Watada applied his “insatiable appetite for knowledge” to his future duties in Iraq. He felt it was his obligation and duty as an officer to know what to anticipate. “I did this to better prepare myself and my soldiers. That’s what I was taught in Korea.”

He haunted the Fort Lewis library, which contains an extraordinary number of military documents, archives and databases, and scoured volumes on military history, particularly in Iraq. “I read the history of units that have gone during the initial invasion to gain a broader knowledge of what I could expect,” he said.

At the time, it was more than the war that was making headlines; the Valerie Plame case, Supreme Court nominations and the country’s heightened surveillance, all questioned the legitimacy of the war in Iraq. “I was looking at who was trying to protect us,” Watada said. “Who is standing up and speaking out for the soldiers” I told myself that nobody is.

“I just felt so saddened by what was going on and so frustrated, so disheartened,” he continued. “And yet I told myself there was nothing I could do.”

Watada recalls one radio show that especially touched him. “This guy calls, and he was pretty hysterical. His brother was being sent to Iraq again, and he was really scared for him. He asked ‘Why isn’t anybody doing anything? Where are all the protests and the rallies like there was in the Vietnam War?’”

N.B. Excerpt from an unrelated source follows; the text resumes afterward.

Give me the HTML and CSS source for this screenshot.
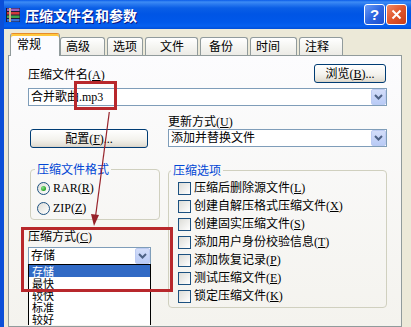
FILE: index.html
```html
<!DOCTYPE html>
<html lang="zh-CN">
<head>
    <meta charset="UTF-8">
    <meta name="viewport" content="width=device-width, initial-scale=1.0">
    <title>压缩文件名和参数</title>
    <link rel="stylesheet" href="styles.css">
</head>
<body>
<div class="window">
    <div class="titlebar">
        <svg class="app-icon" width="16" height="16" viewBox="0 0 16 16">
            <rect x="1" y="1" width="14" height="14" fill="#1a1a3a"/>
            <rect x="2" y="1.5" width="12.5" height="2.5" fill="#9a5cc0"/>
            <rect x="2" y="5" width="12.5" height="2.5" fill="#d0383a"/>
            <rect x="2" y="8.5" width="12.5" height="2.5" fill="#3ea34a"/>
            <rect x="2" y="12" width="12.5" height="2.5" fill="#3a6fd6"/>
            <rect x="4" y="1" width="2" height="14" fill="#c9b48a"/>
        </svg>
        <span class="title">压缩文件名和参数</span>
        <div class="caption-buttons">
            <span class="cap-btn help">?</span>
            <span class="cap-btn close">
                <svg width="11" height="11" viewBox="0 0 11 11"><path d="M1.5 1.5l8 8M9.5 1.5l-8 8" stroke="#fff" stroke-width="2"/></svg>
            </span>
        </div>
    </div>
    <div class="client">
        <div class="tabs">
            <div class="tab tab-general active">常规</div>
            <div class="tab tab-advanced">高级</div>
            <div class="tab tab-options">选项</div>
            <div class="tab tab-files">文件</div>
            <div class="tab tab-backup">备份</div>
            <div class="tab tab-time">时间</div>
            <div class="tab tab-comment">注释</div>
        </div>
        <div class="page">
            <div class="archive-row">
                <label class="field-label">压缩文件名(<u>A</u>)</label>
                <button class="btn browse">浏览(<u>B</u>)...</button>
            </div>
            <div class="combo archive-combo">
                <span class="combo-text">合并歌曲.mp3</span>
                <span class="drop-btn"><svg width="9" height="6" viewBox="0 0 9 6"><path d="M1 1l3.5 3.5L8 1" fill="none" stroke="#4d6185" stroke-width="2"/></svg></span>
            </div>
            <div class="columns">
                <div class="col">
                    <button class="btn profiles">配置(<u>F</u>)...</button>
                    <fieldset class="group format-group">
                        <legend>压缩文件格式</legend>
                        <div class="choice"><span class="radio checked"></span>RAR(<u>R</u>)</div>
                        <div class="choice"><span class="radio"></span>ZIP(<u>Z</u>)</div>
                    </fieldset>
                    <label class="field-label method-label">压缩方式(<u>C</u>)</label>
                    <div class="combo method-combo">
                        <span class="combo-text">存储</span>
                        <span class="drop-btn"><svg width="9" height="6" viewBox="0 0 9 6"><path d="M1 1l3.5 3.5L8 1" fill="none" stroke="#4d6185" stroke-width="2"/></svg></span>
                        <ul class="drop-list">
                            <li class="selected">存储</li>
                            <li>最快</li>
                            <li>较快</li>
                            <li>标准</li>
                            <li>较好</li>
                        </ul>
                    </div>
                </div>
                <div class="col">
                    <label class="field-label update-label">更新方式(<u>U</u>)</label>
                    <div class="combo update-combo">
                        <span class="combo-text">添加并替换文件</span>
                        <span class="drop-btn"><svg width="9" height="6" viewBox="0 0 9 6"><path d="M1 1l3.5 3.5L8 1" fill="none" stroke="#4d6185" stroke-width="2"/></svg></span>
                    </div>
                    <fieldset class="group options-group">
                        <legend>压缩选项</legend>
                        <div class="choice"><span class="check"></span>压缩后删除源文件(<u>L</u>)</div>
                        <div class="choice"><span class="check"></span>创建自解压格式压缩文件(<u>X</u>)</div>
                        <div class="choice"><span class="check"></span>创建固实压缩文件(<u>S</u>)</div>
                        <div class="choice"><span class="check"></span>添加用户身份校验信息(<u>T</u>)</div>
                        <div class="choice"><span class="check"></span>添加恢复记录(<u>P</u>)</div>
                        <div class="choice"><span class="check"></span>测试压缩文件(<u>E</u>)</div>
                        <div class="choice"><span class="check"></span>锁定压缩文件(<u>K</u>)</div>
                    </fieldset>
                </div>
            </div>
        </div>
    </div>
</div>

<!-- red annotation marks drawn over the dialog -->
<div class="mark mark-name"></div>
<div class="mark mark-method"></div>
<svg class="arrow" width="411" height="327" viewBox="0 0 411 327">
    <line x1="109.3" y1="112" x2="95.6" y2="216" stroke="#97222a" stroke-width="1.2"/>
    <polygon points="91,214 99,215 94,226" fill="#97222a"/>
</svg>
</body>
</html>
```

FILE: styles.css
```css
body {
    margin: 0;
    width: 411px;
    height: 327px;
    overflow: hidden;
    position: relative;
    background-color: #ece9d8;
    font: 12px/14px "Liberation Serif", "Noto Sans CJK SC", serif;
    color: #000;
}

.window {
    height: 327px;
    display: flex;
    flex-direction: column;
    border-left: 4px solid #0b4fd8;
    box-sizing: border-box;
}

/* title bar */
.titlebar {
    height: 29px;
    flex: none;
    display: flex;
    align-items: center;
    padding: 0 4px 0 1px;
    background: linear-gradient(180deg, #0a5be8 0, #3d8cf5 2px, #2b7bf0 4px, #0a5ee6 8px, #0055e5 14px, #0058ea 22px, #0660f0 26px, #004ed8 29px);
}

.app-icon {
    flex: none;
    margin-top: 1px;
}

.title {
    margin-left: 4px;
    color: #fff;
    font: bold 14px/16px "Noto Sans CJK SC", sans-serif;
    text-shadow: 1px 1px #0a1883;
}

.caption-buttons {
    margin-left: auto;
    display: flex;
    gap: 1px;
}

.cap-btn {
    width: 21px;
    height: 21px;
    box-sizing: border-box;
    border: 1px solid #fff;
    border-radius: 3px;
    display: flex;
    align-items: center;
    justify-content: center;
    color: #fff;
    font: bold 15px/1 "Liberation Sans", sans-serif;
}

.help {
    background: linear-gradient(135deg, #6b9cf7 0, #2d66e0 50%, #1b4fcf 100%);
}

.close {
    background: linear-gradient(135deg, #f08a66 0, #e0552b 50%, #c83d1a 100%);
}

/* tabs */
.client {
    flex: 1;
    display: flex;
    flex-direction: column;
    padding: 4px 9px 0 4px;
    min-height: 0;
}

.tabs {
    height: 22px;
    flex: none;
    display: flex;
    align-items: flex-start;
    padding-left: 2px;
}

.tab {
    height: 18px;
    box-sizing: border-box;
    margin: 4px 0 0 2px;
    padding-left: 5px;
    border: 1px solid #919b9c;
    border-bottom: none;
    border-radius: 3px 3px 0 0;
    background: linear-gradient(#ffffff, #f3f3ef 60%, #ecebe6);
    line-height: 16px;
    font-family: "Noto Sans CJK SC", sans-serif;
    white-space: nowrap;
}

.tab.active {
    position: relative;
    z-index: 2;
    height: 23px;
    margin: 0;
    padding-left: 6px;
    border-top-color: #e68b2c;
    box-shadow: inset 0 2px #ffc83c;
    background: #fcfcfe;
    line-height: 20px;
}

.tab-general { width: 50px; }
.tab-advanced { width: 45px; margin-left: 0; }
.tab-options { width: 36px; }
.tab-files { width: 53px; padding-left: 14px; }
.tab-backup { width: 48px; padding-left: 8px; }
.tab-time { width: 47px; }
.tab-comment { width: 44px; }

/* tab page */
.page {
    flex: 1;
    border: 1px solid #919b9c;
    background: linear-gradient(#fcfcfe, #f4f3ee);
    padding: 8px 14px 0 19px;
}

.field-label {
    display: block;
    white-space: nowrap;
}

.archive-row {
    display: flex;
    justify-content: space-between;
    align-items: flex-end;
    height: 19px;
}

.archive-row .field-label {
    margin-bottom: 1px;
}

.btn {
    height: 19px;
    box-sizing: border-box;
    padding: 0;
    border: 1px solid #003c74;
    border-radius: 3px;
    background: linear-gradient(#ffffff, #f4f3ee 55%, #e3e0d6 90%, #d6d0c5);
    font: inherit;
    color: #000;
}

.browse {
    width: 72px;
    margin-right: 1px;
}

.combo {
    position: relative;
    height: 18px;
    box-sizing: border-box;
    border: 1px solid #7f9db9;
    background: #fff;
    display: flex;
    align-items: center;
    padding-left: 2px;
}

.combo-text {
    white-space: nowrap;
}

.drop-btn {
    margin-left: auto;
    width: 15px;
    height: 16px;
    box-sizing: border-box;
    border: 1px solid #bccbf2;
    border-radius: 2px;
    background: linear-gradient(#d3ddf9, #b9cbf6);
    display: flex;
    align-items: center;
    justify-content: center;
}

.archive-combo {
    margin-top: 5px;
}

.columns {
    display: grid;
    grid-template-columns: 132px 219px;
    column-gap: 8px;
    align-items: start;
}

.col {
    display: flex;
    flex-direction: column;
    align-items: flex-start;
}

.profiles {
    width: 118px;
    margin: 23px 0 0 2px;
}

.group {
    margin: 0;
    min-width: 0;
    box-sizing: border-box;
    border: 1px solid #d0d0bf;
    border-radius: 4px;
}

.group legend {
    padding: 0 2px;
    color: #0046d5;
    line-height: 14px;
    font-family: "Noto Sans CJK SC", sans-serif;
}

.choice {
    display: flex;
    align-items: center;
    height: 14px;
    white-space: nowrap;
}

.format-group {
    width: 130px;
    margin: 14px 0 0 2px;
    padding: 5px 0 4px 6px;
}

.format-group legend {
    margin-left: -2px;
}

.format-group .choice + .choice {
    margin-top: 6px;
}

.radio {
    width: 13px;
    height: 13px;
    box-sizing: border-box;
    margin-right: 3px;
    border: 1px solid #1c5180;
    border-radius: 50%;
    background: linear-gradient(135deg, #dcdcd7, #ffffff);
    display: flex;
    align-items: center;
    justify-content: center;
}

.radio.checked::after {
    content: "";
    width: 5px;
    height: 5px;
    border-radius: 50%;
    background: radial-gradient(circle at 35% 35%, #8be08b, #21a121 70%);
}

.method-label {
    margin-top: 10px;
}

.method-combo {
    width: 123px;
    margin-top: 3px;
}

.drop-list {
    position: absolute;
    top: 100%;
    left: -1px;
    width: 123px;
    box-sizing: border-box;
    margin: 0;
    padding: 0;
    list-style: none;
    background: #fff;
    border: 1px solid #000;
    border-bottom: none;
    font: 11px/12px "Noto Sans CJK SC", sans-serif;
    z-index: 3;
}

.drop-list li {
    height: 12px;
    padding-left: 3px;
}

.drop-list .selected {
    background: #316ac5;
    color: #fff;
}

.update-label {
    margin-top: 9px;
}

.update-combo {
    width: 219px;
}

.options-group {
    width: 219px;
    margin-top: 16px;
    padding: 4px 0 4px 9px;
}

.options-group legend {
    margin-left: -7px;
}

.options-group .choice + .choice {
    margin-top: 4px;
}

.check {
    width: 13px;
    height: 13px;
    box-sizing: border-box;
    margin-right: 3px;
    border: 1px solid #1c5180;
    background: linear-gradient(135deg, #dcdcd7, #ffffff);
}

/* annotations */
.mark {
    position: absolute;
    box-sizing: border-box;
    border: 3px solid #b8282c;
    z-index: 5;
}

.mark-name {
    left: 74px;
    top: 81px;
    width: 43px;
    height: 29px;
}

.mark-method {
    left: 21px;
    top: 227px;
    width: 152px;
    height: 65px;
}

.arrow {
    position: absolute;
    left: 0;
    top: 0;
    z-index: 5;
    pointer-events: none;
}
```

Watada reevaluated his stance on the war in Iraq. “I just snapped. I said, ‘I can do something about it.’ Though I may suffer for it, though it may just be a blip on the radar, at least I know that I can do something about it.”

After being denied two resignation requests, Watada publicly announced his refusal of deployment orders in Tacoma, Washington, on June 7, 2006. Two weeks later, Watada was officially charged with three violations of the Uniform Code of Military Justice on six counts.


Peter Swing served as a nuclear, biological and chemical warfare defense specialist for the U.S. Marine Corps from 1998 to 2002 in the Middle East and Central America. He is currently the administrative coordinator for the AsianWeek Foundation.

Comments

  1. Well written

    –Stephanie on Oct 12, 2007

  2. Great story. It’s very unfortunate that Lt. Watada’s trial ended the way it did.

    –Ton on Oct 12, 2007

  3. Lt Watada embodies the highest values of the universal citizen-soldier, and that which being an American used to represent. As his case goes, so goes the future of this Great Experiment that was the United States. My prayers are for Ehren Watada — and us all.

    –Robet Schnitzer, OasisTV on Oct 18, 2007

  4. Bravo for Lt. Watada for upholding the principles of the Nuremberg Trials. Following orders to engage in the prosecution of an immoral war was not considered a valid excuse back then, and it is not an excuse now for military action in Iraq.

    –Dennis on Oct 18, 2007

  5. This is an amazing and impressive article; a wonderful inside look and perspective not often shown in ‘popular news’

    –B.M.G on Oct 19, 2007

  6. Wasn’t there a mistrial? If so, there would not be a second trial and the government’s case against this true American hero is over.

    –RickyB on Oct 19, 2007

  7. Being an asian american serving in the armed forces as we speak I truely understand Lt. Watada’s concerns for the war. I too question the motives of our higher ups as well. Though as we have sworn to protect this country even if it calls for the highest of costs, it’s something I know we must do. Being an officer, Lt. Watada is expected to lead his troops confidently and correctly. It’s his troops that will look up to him for guidance and support when the action gets thick, but will suffer when misjudgments come into play. I still remember the sacrifices that the 100th Battalion and 442nd Infantry made before me. Just as they served with honor and duty, I will do the same. My thoughts and prayers go with Lt. Watada.

    –J on Nov 23, 2007

  8. I caught on to this story late, but nontheless, Lt. Watada’s courage and conviction is such an inspiration. I am overwhelmingly proud of him. One day, history will show that he was right all along. I pray for those involved in persecuting Lt. Watada that they will be able to live with themselves. It’s a shame how they are so blind and coward down to a group of embeciles.